Interim CIO Versus Consulting Engagement

It is worth distinguishing the interim CIO model from a technology consultancy engagement, because the two are sometimes conflated and serve different purposes. A consultancy produces recommendations. It analyses, advises, and presents findings. The value of that work depends entirely on what the client organisation then does with it. An interim CIO, by contrast, is accountable for outcomes. They are a member of the leadership team, not an external voice presenting a report. They make decisions, manage people, own budgets, and bear responsibility for the results.

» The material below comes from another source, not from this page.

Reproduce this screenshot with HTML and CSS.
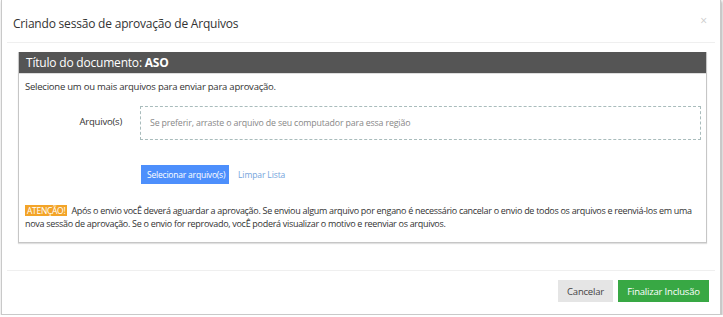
FILE: index.html
```html
<!DOCTYPE html>
<html lang="pt-BR">
<head>
<meta charset="utf-8">
<title>Criando sessão de aprovação de Arquivos</title>
<link rel="stylesheet" href="styles.css">
</head>
<body>
<div class="modal">
  <div class="modal-header">
    <h4 class="modal-title">Criando sessão de aprovação de Arquivos</h4>
    <span class="close">×</span>
  </div>
  <div class="modal-body">
    <div class="panel">
      <div class="panel-heading">Título do documento: <b>ASO</b></div>
      <div class="panel-body">
        <p class="intro">Selecione um ou mais arquivos para enviar para aprovação.</p>
        <div class="form-row">
          <label class="label">Arquivo(s)</label>
          <div class="dropzone">Se preferir, arraste o arquivo de seu computador para essa região</div>
        </div>
        <div class="actions">
          <button class="btn-blue">Selecionar arquivo(s)</button>
          <a class="link">Limpar Lista</a>
        </div>
        <p class="warning"><span class="badge">ATENÇÃO!</span><span class="msg">Após o envio vocÊ deverá aguardar a aprovação. Se enviou algum arquivo por engano é necessário cancelar o envio de todos os arquivos e reenviá-los em uma nova sessão de aprovação. Se o envio for reprovado, vocÊ poderá visualizar o motivo e reenviar os arquivos.</span></p>
      </div>
    </div>
  </div>
  <div class="modal-footer">
    <button class="btn-gray">Cancelar</button>
    <button class="btn-green">Finalizar Inclusão</button>
  </div>
</div>
</body>
</html>
```
FILE: styles.css
```css
* { box-sizing: border-box; }
html, body { margin: 0; padding: 0; background: #fff; }
body { font-family: "Open Sans", "DejaVu Sans", sans-serif; color: #333; }

.modal {
  margin: -1px 2px 0 1px;
  height: 316px;
  border: 1px solid #c9c9c9;
  box-shadow: 1px 2px 3px rgba(0,0,0,0.35);
  background: #fff;
  display: flex;
  flex-direction: column;
}

.modal-header {
  height: 43px;
  margin: 0 5px;
  border-bottom: 1px solid #efefef;
  display: flex;
  align-items: center;
  justify-content: space-between;
  padding: 5px 8px 0 6px;
}
.modal-title {
  margin: 0;
  font-size: 12px;
  font-weight: 400;
  color: #333;
  letter-spacing: -0.2px;
}
.close {
  color: #ccc;
  font-size: 12px;
  align-self: flex-start;
  margin-top: 7px;
}

.modal-body {
  padding: 9px 13px 0 16px;
}

.panel {
  border: 1px solid #c6c6c6;
  border-top: 0;
  box-shadow: 0 1px 1px rgba(0,0,0,0.12);
}
.panel-heading {
  background: #555;
  color: #fff;
  height: 22px;
  line-height: 22px;
  font-size: 12px;
  padding-left: 7px;
  border-bottom: 1px solid #ddd;
  letter-spacing: -0.2px;
}
.panel-heading b { font-weight: 700; }

.panel-body {
  padding: 6px 5px 12px 6px;
  font-size: 9.5px;
}
.intro {
  margin: 0;
  line-height: 14px;
  letter-spacing: -0.23px;
}

.form-row {
  display: grid;
  grid-template-columns: 115px 1fr;
  margin-top: 12px;
}
.label {
  text-align: right;
  padding-right: 18px;
  align-self: center;
  margin-top: -4px;
  letter-spacing: -0.2px;
}
.dropzone {
  height: 34px;
  border: 1px dashed #a9bcbc;
  display: flex;
  align-items: center;
  padding-left: 9px;
  font-size: 8.8px;
  color: #888;
  letter-spacing: -0.15px;
}

.actions {
  margin-top: 25px;
  padding-left: 116px;
  display: flex;
  align-items: center;
  gap: 9px;
}
.btn-blue {
  background: #4d8ffc;
  border: 0;
  color: #fff;
  font-family: inherit;
  font-size: 8.5px;
  height: 19px;
  padding: 0 6px;
  width: 88px;
  white-space: nowrap;
  letter-spacing: -0.2px;
}
.link {
  color: #74a4dc;
  font-size: 8.5px;
  letter-spacing: -0.1px;
}

.warning {
  margin: 20px 0 0;
  line-height: 13px;
  font-size: 9px;
  color: #333;
  letter-spacing: -0.3px;
}
.badge {
  display: inline-block;
  background: #f3a428;
  color: #fff;
  padding: 0 2px;
  line-height: 11px;
  font-size: 8.5px;
  letter-spacing: -0.3px;
  margin-right: 4px;
}

.modal-footer {
  margin: 27px 5px 0;
  border-top: 1px solid #efefef;
  padding: 9px 6px 0 0;
  display: flex;
  justify-content: flex-end;
  gap: 5px;
}
.btn-gray, .btn-green {
  height: 22px;
  border: 0;
  font-family: inherit;
  font-size: 9.5px;
  white-space: nowrap;
  letter-spacing: -0.2px;
}
.btn-gray {
  background: #e5e5e5;
  color: #444;
  width: 55px;
}
.btn-green {
  background: #38a844;
  color: #fff;
  width: 91px;
}
```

This distinction matters particularly when an organisation is in a genuine operational crisis — when systems are failing, when a major project is off the rails, or when the absence of technology leadership is actively harming the business. In those circumstances, the organisation does not need more analysis. It needs an experienced leader who can take command of the situation, stabilise it, and start moving forward. That is the interim CIO at their most essential.

A Strategic Asset, Not a Stopgap

The framing of interim leadership as a temporary fix or a stopgap measure does a disservice to what the best interim CIOs actually deliver. The organisations that benefit most from these appointments are those that approach them with clarity and intention — that see the interim engagement not as a holding pattern but as an opportunity to make real, lasting progress on the technology challenges that matter most.

As digital transformation continues to reshape every sector, and as the expectations placed on IT infrastructure grow ever more demanding, the ability to access experienced, senior technology leadership flexibly and quickly will only become more valuable. The interim CIO is not a compromise position. For many organisations, particularly those navigating the pressures of scaling, it is the smartest technology leadership decision they will make.